▶ [SET EXERCISE] Pictures in the data below are not part of the copy; transcribe everything else exactly.

▶ [DATA SECTION]
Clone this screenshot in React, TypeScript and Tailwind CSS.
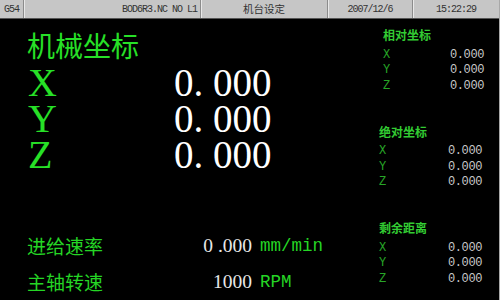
const serif = "font-['Liberation_Serif',serif]";
const mono = "font-['Liberation_Mono',monospace]";
const cjk = "font-['Noto_Sans_CJK_SC',sans-serif]";

function Num({ value, className }: { value: string; className?: string }) {
  // half-width digits like the controller font: the dot takes a full cell
  const [a, b] = value.split('.');
  return (
    <span className={className}>
      {a}
      {b !== undefined && <span className="inline-block w-[0.5em]">.</span>}
      {b}
    </span>
  );
}

function Section({
  title,
  className,
}: {
  title: string;
  className: string;
}) {
  return (
    <div className={className}>
      <div
        className={`${cjk} mb-[4px] text-[12px] leading-[16px] font-bold text-[#33cc33]`}
      >
        {title}
      </div>
      {['X', 'Y', 'Z'].map((axis) => (
        <div key={axis} className="flex h-[15.5px] items-center justify-between">
          <span className={`${mono} text-[12px] text-[#27a527]`}>{axis}</span>
          <span
            className={`${mono} text-[12px] tracking-[-0.4px] text-[#c8c8c8]`}
          >
            0.000
          </span>
        </div>
      ))}
    </div>
  );
}

export default function App() {
  return (
    <div className="flex h-[300px] w-[500px] flex-col overflow-hidden border-r border-[#a8a8a8] bg-black">
      <div className="flex h-[19px] shrink-0 items-stretch border-b border-[#555] bg-[#c6c6c6] text-[#333]">
        <div
          className={`${mono} flex w-[23px] items-center pl-[4px] text-[10px] tracking-[-1px]`}
        >
          G54
        </div>
        <div
          className={`${mono} flex w-[177px] items-center justify-end border-l border-[#8c8c8c] pr-[3px] text-[10px] tracking-[-1px] shadow-[inset_1px_0_0_#e8e8e8]`}
        >
          BOD6R3.NC NO L1
        </div>
        <div
          className={`${cjk} flex w-[127px] items-center justify-center border-l border-[#8c8c8c] text-[10.5px] shadow-[inset_1px_0_0_#e8e8e8]`}
        >
          机台设定
        </div>
        <div
          className={`${mono} flex w-[85px] items-center justify-center border-l border-[#8c8c8c] text-[10px] tracking-[-1px] shadow-[inset_1px_0_0_#e8e8e8]`}
        >
          2007/12/6
        </div>
        <div
          className={`${mono} flex flex-1 items-center justify-center border-l border-[#8c8c8c] text-[10px] tracking-[-1px] shadow-[inset_1px_0_0_#e8e8e8]`}
        >
          15:22:29
        </div>
      </div>

      <div className="flex flex-1">
        <div className="w-[372px] pt-[10px] pl-[27px]">
          <div className={`${cjk} text-[28px] leading-[32px] text-[#27e027]`}>
            机械坐标
          </div>
          <div className="mt-[4px]">
            {['X', 'Y', 'Z'].map((axis) => (
              <div key={axis} className="flex h-[36px] items-center">
                <span
                  className={`${serif} w-[147px] pl-px text-[40px] leading-[36px] text-[#27e027]`}
                >
                  {axis}
                </span>
                <Num
                  value="0.000"
                  className={`${serif} text-[39px] leading-[36px] text-white`}
                />
              </div>
            ))}
          </div>

          <div className="mt-[55px]">
            {[
              ['进给速率', '0.000', 'mm/min'],
              ['主轴转速', '1000', 'RPM'],
            ].map(([label, value, unit]) => (
              <div key={label} className="flex h-[36px] items-center">
                <span
                  className={`${cjk} w-[163px] text-[19px] leading-[36px] text-[#25d525]`}
                >
                  {label}
                </span>
                <span className="w-[62px] text-right">
                  <Num
                    value={value}
                    className={`${serif} text-[19.5px] text-[#e8e8e8]`}
                  />
                </span>
                <span
                  className={`${mono} ml-[8px] text-[17.5px] text-[#25d525]`}
                >
                  {unit}
                </span>
              </div>
            ))}
          </div>
        </div>

        <div className="flex-1 pt-[8px]">
          <Section title="相对坐标" className="pr-[15px] pl-[11px]" />
          <Section title="绝对坐标" className="mt-[30px] pr-[17px] pl-[7px]" />
          <Section title="剩余距离" className="mt-[30px] pr-[17px] pl-[7px]" />
        </div>
      </div>
    </div>
  );
}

▶ [ANSWER IN FULL]
Clone this screenshot in React, TypeScript and Tailwind CSS.
const serif = "font-['Liberation_Serif',serif]";
const mono = "font-['Liberation_Mono',monospace]";
const cjk = "font-['Noto_Sans_CJK_SC',sans-serif]";

function Num({ value, className }: { value: string; className?: string }) {
  // half-width digits like the controller font: the dot takes a full cell
  const [a, b] = value.split('.');
  return (
    <span className={className}>
      {a}
      {b !== undefined && <span className="inline-block w-[0.5em]">.</span>}
      {b}
    </span>
  );
}

function Section({
  title,
  className,
}: {
  title: string;
  className: string;
}) {
  return (
    <div className={className}>
      <div
        className={`${cjk} mb-[4px] text-[12px] leading-[16px] font-bold text-[#33cc33]`}
      >
        {title}
      </div>
      {['X', 'Y', 'Z'].map((axis) => (
        <div key={axis} className="flex h-[15.5px] items-center justify-between">
          <span className={`${mono} text-[12px] text-[#27a527]`}>{axis}</span>
          <span
            className={`${mono} text-[12px] tracking-[-0.4px] text-[#c8c8c8]`}
          >
            0.000
          </span>
        </div>
      ))}
    </div>
  );
}

export default function App() {
  return (
    <div className="flex h-[300px] w-[500px] flex-col overflow-hidden border-r border-[#a8a8a8] bg-black">
      <div className="flex h-[19px] shrink-0 items-stretch border-b border-[#555] bg-[#c6c6c6] text-[#333]">
        <div
          className={`${mono} flex w-[23px] items-center pl-[4px] text-[10px] tracking-[-1px]`}
        >
          G54
        </div>
        <div
          className={`${mono} flex w-[177px] items-center justify-end border-l border-[#8c8c8c] pr-[3px] text-[10px] tracking-[-1px] shadow-[inset_1px_0_0_#e8e8e8]`}
        >
          BOD6R3.NC NO L1
        </div>
        <div
          className={`${cjk} flex w-[127px] items-center justify-center border-l border-[#8c8c8c] text-[10.5px] shadow-[inset_1px_0_0_#e8e8e8]`}
        >
          机台设定
        </div>
        <div
          className={`${mono} flex w-[85px] items-center justify-center border-l border-[#8c8c8c] text-[10px] tracking-[-1px] shadow-[inset_1px_0_0_#e8e8e8]`}
        >
          2007/12/6
        </div>
        <div
          className={`${mono} flex flex-1 items-center justify-center border-l border-[#8c8c8c] text-[10px] tracking-[-1px] shadow-[inset_1px_0_0_#e8e8e8]`}
        >
          15:22:29
        </div>
      </div>

      <div className="flex flex-1">
        <div className="w-[372px] pt-[10px] pl-[27px]">
          <div className={`${cjk} text-[28px] leading-[32px] text-[#27e027]`}>
            机械坐标
          </div>
          <div className="mt-[4px]">
            {['X', 'Y', 'Z'].map((axis) => (
              <div key={axis} className="flex h-[36px] items-center">
                <span
                  className={`${serif} w-[147px] pl-px text-[40px] leading-[36px] text-[#27e027]`}
                >
                  {axis}
                </span>
                <Num
                  value="0.000"
                  className={`${serif} text-[39px] leading-[36px] text-white`}
                />
              </div>
            ))}
          </div>

          <div className="mt-[55px]">
            {[
              ['进给速率', '0.000', 'mm/min'],
              ['主轴转速', '1000', 'RPM'],
            ].map(([label, value, unit]) => (
              <div key={label} className="flex h-[36px] items-center">
                <span
                  className={`${cjk} w-[163px] text-[19px] leading-[36px] text-[#25d525]`}
                >
                  {label}
                </span>
                <span className="w-[62px] text-right">
                  <Num
                    value={value}
                    className={`${serif} text-[19.5px] text-[#e8e8e8]`}
                  />
                </span>
                <span
                  className={`${mono} ml-[8px] text-[17.5px] text-[#25d525]`}
                >
                  {unit}
                </span>
              </div>
            ))}
          </div>
        </div>

        <div className="flex-1 pt-[8px]">
          <Section title="相对坐标" className="pr-[15px] pl-[11px]" />
          <Section title="绝对坐标" className="mt-[30px] pr-[17px] pl-[7px]" />
          <Section title="剩余距离" className="mt-[30px] pr-[17px] pl-[7px]" />
        </div>
      </div>
    </div>
  );
}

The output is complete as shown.